What the hell is happening in NK?

Reading this FT article makes it sound as if NK is acting seriously belligerent:

North Korea on Monday cut its military hotline to Seoul and put its million-man army at battle stations, ratcheting up tensions as South Korean and US troops began war games that Pyongyang warned could spark open conflict.

UN forces last week tried to counter North Korean claims that the exercises were a smokescreen for an invasion by promising to keep the hotline open, giving Pyongyang advance warning of anything that could cause a misunderstanding.

North Korea’s official KCNA news agency quoted an army spokesman as saying: “It is nonsensical to maintain the normal channels of communication when the South Korean puppets are in a frenzy about these military exercises, levelling their guns at fellow countrymen in league with foreign forces.” 

Severing military communications had an immediate effect on workers trying to reach South Korea’s investment zone at Kaesong in North Korea. Some 726 South Koreans could not reach their factories in Kaesong on Monday because all crossings require clearance on the military hotline.

The communist state also warned that any attempt to shoot down a rocket it plans to launch soon would be an act of war. Pyongyang argues it is simply planning to blast a satellite into space whereas spies insist this is a ruse for testing the Taepodong-2 long-range missile, which could hit Alaska.

South Korea said it deeply regretted North Korea’s moves and sought the immediate resumption of traffic to and from Kaesong.

“As we have mentioned several times, the US-South Korean exercises are defensive in nature and are part of annual training,” said Kim Ho-nyoun, spokesman for the unification ministry.

Even by its own standards, Pyongyang’s rhetoric has been exceptionally bellicose during recent months.

The reclusive state has torn up its non-aggression pacts with the South, vowed not to recognise a tense maritime border and last week said it could not guarantee the safety of South Korean passenger aircraft in its airspace. Kim Jong-il, North Korea’s dictator, is furious that Lee Myung-bak, South Korea’s conservative president, has not courted him in the manner of previous leftwing administrations and has made vital aid to the North contingent on progress in talks about dismantling Pyongyang’s atomic work.

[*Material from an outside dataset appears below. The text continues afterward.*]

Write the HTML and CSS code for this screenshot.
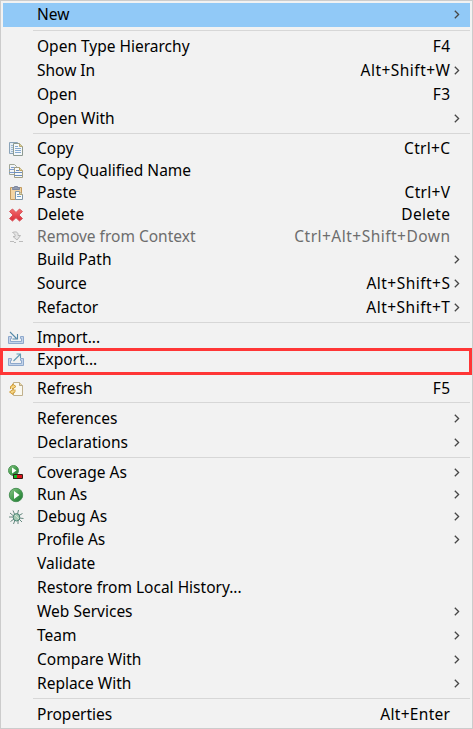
FILE: index.html
```html
<!DOCTYPE html>
<html lang="en">
<head>
<meta charset="utf-8">
<title>Context menu</title>
<link rel="stylesheet" href="styles.css">
</head>
<body>
<svg class="defs" width="0" height="0" aria-hidden="true">
  <defs>
    <linearGradient id="green" x1="0" y1="0" x2="1" y2="1"><stop offset="0" stop-color="#8fc58b"/><stop offset=".5" stop-color="#48a050"/><stop offset="1" stop-color="#19752f"/></linearGradient>
    <linearGradient id="red" x1="0" y1="0" x2="0" y2="1"><stop offset="0" stop-color="#f36b6b"/><stop offset="1" stop-color="#d92d38"/></linearGradient>
    <symbol id="chev" viewBox="0 0 6 9"><path d="M.8.7 4.6 4.5.8 8.3" fill="none" stroke="#484848" stroke-width="1.3"/></symbol>
    <symbol id="tray" viewBox="0 0 16 16"><path d="M.5 6.500h3v2h-1v3h11v-3h-1v-2h3v7H.5z" fill="#c3d4ea" stroke="#8ea8cc"/></symbol>
  </defs>
</svg>
<ul class="menu">
  <li class="item active"><span class="label">New</span><svg class="chev"><use href="#chev"/></svg></li>
  <li class="sep first"></li>
  <li class="item"><span class="label">Open Type Hierarchy</span><span class="key">F4</span></li>
  <li class="item"><span class="label">Show In</span><span class="key chord">Alt+Shift+W</span><svg class="chev"><use href="#chev"/></svg></li>
  <li class="item"><span class="label">Open</span><span class="key">F3</span></li>
  <li class="item"><span class="label">Open With</span><svg class="chev"><use href="#chev"/></svg></li>
  <li class="sep"></li>
  <li class="item compact">
    <svg class="icon" viewBox="0 0 16 16"><path d="M1.500 1.500h8v11h-8z" fill="#e4edf4" stroke="#8aa3b8"/><path d="M3 4.500h3M3 6.500h3M3 8.500h3M3 10.500h3" stroke="#9db7d2"/><path d="M5.500 2.500h6l3 3v9h-9z" fill="#f5f8fa" stroke="#8d9a90"/><path d="M11.500 2.500v3h3" fill="#e4d18f" stroke="#b7a979"/><path d="M7 5.500h3M7 7.500h6M7 9.500h6M7 11.500h6" stroke="#87abd0"/></svg>
    <span class="label">Copy</span><span class="key">Ctrl+C</span></li>
  <li class="item compact">
    <svg class="icon" viewBox="0 0 16 16"><path d="M1.500 1.500h5l2 2v8h-7z" fill="#f2f5f7" stroke="#a0a595"/><path d="M3 4.500h4M1 6.500h6M1 9.500h6" stroke="#7c9acb"/><path d="M6.500 4.500h5l3 3v7h-8z" fill="#f7f8f6" stroke="#a29f85"/><path d="M11.500 4.500v3h3" fill="#ead69b" stroke="#bca265"/><path d="M8 7.500h3M6 9.500h8M6 12.500h8" stroke="#6c8dbd"/></svg>
    <span class="label">Copy Qualified Name</span></li>
  <li class="item compact">
    <svg class="icon" viewBox="0 0 16 16"><path d="M2.500 2.500h11v12h-11z" fill="#f2d4a3" stroke="#c29b60"/><path d="M4.500 3.500v-1h2v-1h3v1h2v2h-7z" fill="#929cb0" stroke="#7c87a0"/><path d="M7.500 6.500h4l3 3v5h-7z" fill="#f8fbfc" stroke="#8096a7"/><path d="M11.500 6.500v3h3" fill="#e3d49e" stroke="#b2a579"/><path d="M9 9.500h2M9 11.500h4" stroke="#70a0ca"/></svg>
    <span class="label">Paste</span><span class="key">Ctrl+V</span></li>
  <li class="item compact">
    <svg class="icon" viewBox="0 0 16 16"><path d="M4.500 2 8 5.500 11.500 2 14.500 4.500 11 8l3.500 3.500-3 2.500L8 10.700 4.500 14l-3-2.500L5 8 1.500 4.500z" fill="url(#red)" stroke="#d8545b" stroke-linejoin="round"/></svg>
    <span class="label">Delete</span><span class="key">Delete</span></li>
  <li class="item compact disabled">
    <svg class="icon" viewBox="0 0 16 16"><path d="M4.500 3.500c4-1.500 6 0 5.500 3h2.500L9 11 5 7.500h2c.7-2-.8-3-2.500-4z" fill="#e5e5e5" stroke="#b8b8b8"/><path d="M2 12.500h4M11 12.500h4M6 13.500h2" stroke="#bbb"/></svg>
    <span class="label">Remove from Context</span><span class="key chord">Ctrl+Alt+Shift+Down</span></li>
  <li class="item"><span class="label">Build Path</span><svg class="chev"><use href="#chev"/></svg></li>
  <li class="item"><span class="label">Source</span><span class="key chord">Alt+Shift+S</span><svg class="chev"><use href="#chev"/></svg></li>
  <li class="item"><span class="label">Refactor</span><span class="key chord">Alt+Shift+T</span><svg class="chev"><use href="#chev"/></svg></li>
  <li class="sep"></li>
  <li class="item compact">
    <svg class="icon" viewBox="0 0 16 16"><use href="#tray"/><path d="M2 2 8.500 8.500M9.500 4v5h-5" fill="none" stroke="#568aa9" stroke-width="1.100"/></svg>
    <span class="label">Import...</span></li>
  <li class="item compact marked">
    <svg class="icon" viewBox="0 0 16 16"><use href="#tray"/><path d="M5.500 9 12 2.500M8.500 2h4v4" fill="none" stroke="#659bb2" stroke-width="1.100"/></svg>
    <span class="label">Export...</span></li>
  <li class="sep"></li>
  <li class="item compact">
    <svg class="icon" viewBox="0 0 16 16"><path d="M5.500 1.500h6l3 3v10h-9z" fill="#faf8ef" stroke="#c0b08c"/><path d="M11.500 1.500v3h3" fill="#ead9a9" stroke="#b9a987"/><path d="M2.500 8V6q0-1.500 2-1.500V3L8 5.500 4.500 8V7M7 8.500v2q0 1.500-2 1.500v1.500L1.500 11 5 8.500v1" fill="#f5d583" stroke="#d19d3a"/></svg>
    <span class="label">Refresh</span><span class="key">F5</span></li>
  <li class="sep"></li>
  <li class="item"><span class="label">References</span><svg class="chev"><use href="#chev"/></svg></li>
  <li class="item"><span class="label">Declarations</span><svg class="chev"><use href="#chev"/></svg></li>
  <li class="sep"></li>
  <li class="item compact">
    <svg class="icon" viewBox="0 0 16 16"><circle cx="5.500" cy="5.500" r="5" fill="url(#green)" stroke="#4e9556"/><path d="M4 2.500v6l4.500-3z" fill="#fff"/><path d="M5 10h4v4H5z" fill="#12be29"/><path d="M9 10h5v4H9z" fill="#d9141c"/><path d="M5.500 9.500h9v4h-9z" fill="none" stroke="#362015"/></svg>
    <span class="label">Coverage As</span><svg class="chev"><use href="#chev"/></svg></li>
  <li class="item compact">
    <svg class="icon" viewBox="0 0 16 16"><circle cx="8" cy="8" r="6.700" fill="url(#green)" stroke="#4b9258"/><path d="M6 4v8l5.500-4z" fill="#fff"/></svg>
    <span class="label">Run As</span><svg class="chev"><use href="#chev"/></svg></li>
  <li class="item compact">
    <svg class="icon" viewBox="0 0 16 16"><path d="M5 1.500 6.500 5M10.500 1 9.500 5M2 4l3 2.500M14.500 4.500 11 6.500M1 8h4M15.500 9.500 11 9M2.500 12.500 6 10M5.500 15 7 11M10 15V11M14 13l-3-3" stroke="#577d73" stroke-width=".9"/><ellipse cx="8.500" cy="8.300" rx="3.300" ry="3.700" fill="#a3c9b3" stroke="#4a8272"/><path d="m7 6 4 4" stroke="#d3e5ce"/></svg>
    <span class="label">Debug As</span><svg class="chev"><use href="#chev"/></svg></li>
  <li class="item"><span class="label">Profile As</span><svg class="chev"><use href="#chev"/></svg></li>
  <li class="item"><span class="label">Validate</span></li>
  <li class="item"><span class="label">Restore from Local History...</span></li>
  <li class="item"><span class="label">Web Services</span><svg class="chev"><use href="#chev"/></svg></li>
  <li class="item"><span class="label">Team</span><svg class="chev"><use href="#chev"/></svg></li>
  <li class="item"><span class="label">Compare With</span><svg class="chev"><use href="#chev"/></svg></li>
  <li class="item"><span class="label">Replace With</span><svg class="chev"><use href="#chev"/></svg></li>
  <li class="sep"></li>
  <li class="item"><span class="label">Properties</span><span class="key">Alt+Enter</span></li>
</ul>
</body>
</html>
```
FILE: styles.css
```css
*, *::before, *::after { box-sizing: border-box; }
body { margin: 0; overflow: hidden; }
.defs { position: absolute; }
.menu {
  list-style: none;
  margin: 0;
  width: 473px;
  height: 729px;
  padding: 2px;
  border: 1px solid #ccc;
  background: #f2f2f2;
  color: #000;
  font: 15.5px/20px "Noto Sans", "Open Sans", sans-serif;
}
.item {
  display: grid;
  grid-template-columns: 34px 1fr auto 20px;
  align-items: center;
  height: 24px;
  white-space: nowrap;
}
.compact { height: 22px; }
.active { background: #91c9f7; }
.disabled { color: #6d6d6d; }
.label { grid-column: 2; padding-bottom: 2px; }
.key { grid-column: 3; padding-bottom: 2px; letter-spacing: 0.3px; margin-right: -0.3px; }
.chord { letter-spacing: 0.48px; margin-right: -0.48px; }
.icon { grid-column: 1; grid-row: 1; width: 16px; height: 16px; margin-left: 5px; }
.chev { grid-column: 4; width: 6px; height: 9px; margin: 0 0 2px 4px; }
.sep { height: 7px; padding: 2px 0 0 30px; }
.sep::before { content: ""; display: block; height: 1px; background: #d7d7d7; }
.sep.first { height: 8px; padding-top: 3px; }
.marked { position: relative; }
.marked::after {
  content: "";
  position: absolute;
  left: -3px;
  top: -1px;
  width: 472px;
  height: 27px;
  border: 3px solid #ff3636;
}
```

Although it tested its first nuclear device in 2006, most military experts do not believe Pyongyang has mastered the technology required to fit a warhead on a missile.

On the home front, Kim Jong-il was, as expected, returned to his country’s most powerful body, the Supreme People’s Assembly, with a vote of 100 per cent in Sunday’s elections. Although that result was a foregone conclusion, analysts are eager to see whether one of his sons has also gained a seat. That would be the clearest sign yet that Mr Kim is grooming a successor, following intelligence reports he suffered a stroke last year.

All very troubling!

4 thoughts on “What the hell is happening in NK?”

  1. It’s just North Korea acting like North Korea. Besides, with a new administration taking over in the US, it’s in North Korea’s interest to act really scary… especially with the South Koreans telling Pyongyang to screw itself.

    The only thing that really concerns me is that the North Koreans — in an effort to draw attention to themselves — might provoke something with the South, most likely in the West Sea along the NLL. In administrations past, such an exchange might not go far, but as the link above might suggest, as does this story:

    http://www.rjkoehler.com/2009/03/04/how-south-would-respond-to-north-korean-provocation-in-west-sea/

    Lee Myung-bak ain’t Roh Moo-hyun, and he could have a nasty surprise in store for the North if they do something stupid. I just hope the North Koreans understand this.

  2. Robert, after all these decades of heavy posturing bit little real action on the part of the North, how many people in (South) Korea even get seriously nervous anymore when they start blustering?

  3. Frankly, not many. We — and I guess after 11 years here, count me into the “we” — have been hearing and dealing with it for so long we’re desensitized to it all, and besides, North Korea talks SO much that now, it just goes in one ear and out the other. The people who probably get most upset by it are the economic ministries and financial workers… but only because foreign investors react sensitively to North Korea news.

    Now, that’s not to say something won’t happen — the ROK Ministry of Defense seems concerned the North might try something soon, which is why they’re talking smack to the JoongAng Ilbo, Segye Ilbo, etc. I can also say that North Korea is getting a little frustrated that their normal antics haven’t generated the expected response, at least from Seoul, so I can see them upping their game, and sure, attacking South Korean naval vessels wouldn’t be unprecedented. It would get people’s attention, and that’s what they really want, but like I said, it might also attract the attention of the ROKAF’s shiny new fleet of F-15Ks. If Seoul starts launching air raids on North Korean targets, does Pyongyang just eat the shit burger or does it escalate? I couldn’t say, and that’s what spooks me a bit.